वासांसि जीर्णानि यथा विहाय नवानि गृह्णाति नरो ऽपराणि / तथा शरीराणि विहाय जीर्णान्यन्यानि संयाति नवानि देही
vāsāṃsi jīrṇāni yathā vihāya navāni gṛhṇāti naro 'parāṇi / tathā śarīrāṇi vihāya jīrṇānyanyāni saṃyāti navāni dehī
Just as a person casts off worn-out garments and takes up other, new ones, so the embodied soul abandons old, decayed bodies and attains other, new bodies.
Lord Vishnu (in discourse to Garuda, Vinatā-putra)
Concept: The embodied self (dehī) is distinct from the body and migrates to new bodies as old ones decay.
Vedantic Theme: Ātman nitya; śarīra anitya; saṃsāra as upādhi-parivartana (change of adjuncts).

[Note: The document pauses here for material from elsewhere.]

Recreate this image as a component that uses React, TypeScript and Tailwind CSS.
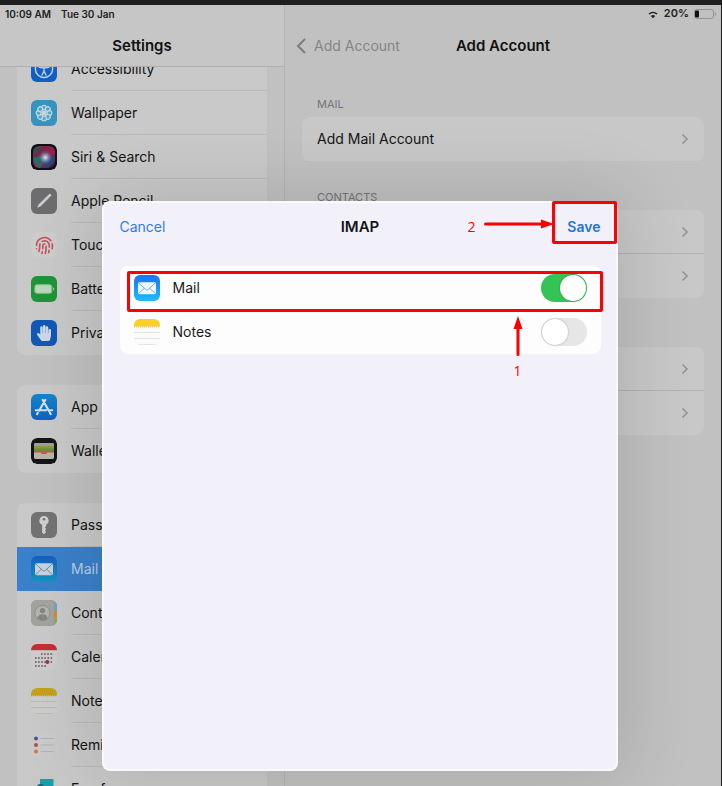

Application: Cultivate detachment from bodily identity, reduce fear of death, and prioritize dharma and sādhana over bodily anxieties.
Primary Rasa: shanta
Secondary Rasa: adbhuta
Related Themes: Garuda Purana Pretakalpa: descriptions of the subtle/preta body and karmic embodiment (general parallel themes)
This verse teaches that death is not the end of the self; the dehī (jīva) continues and takes a new body, grounding Garuda Purana’s afterlife teachings in the continuity of karma and rebirth.
It clarifies the core principle that the soul leaves the worn-out physical body and proceeds to another embodiment; this underlies later descriptions of post-death states and karmic outcomes in the Preta Kanda.
Cultivate detachment from the body and status, and focus on dharma and ethical action—since what continues is the jīva shaped by karma, not the perishable “garment” of the body.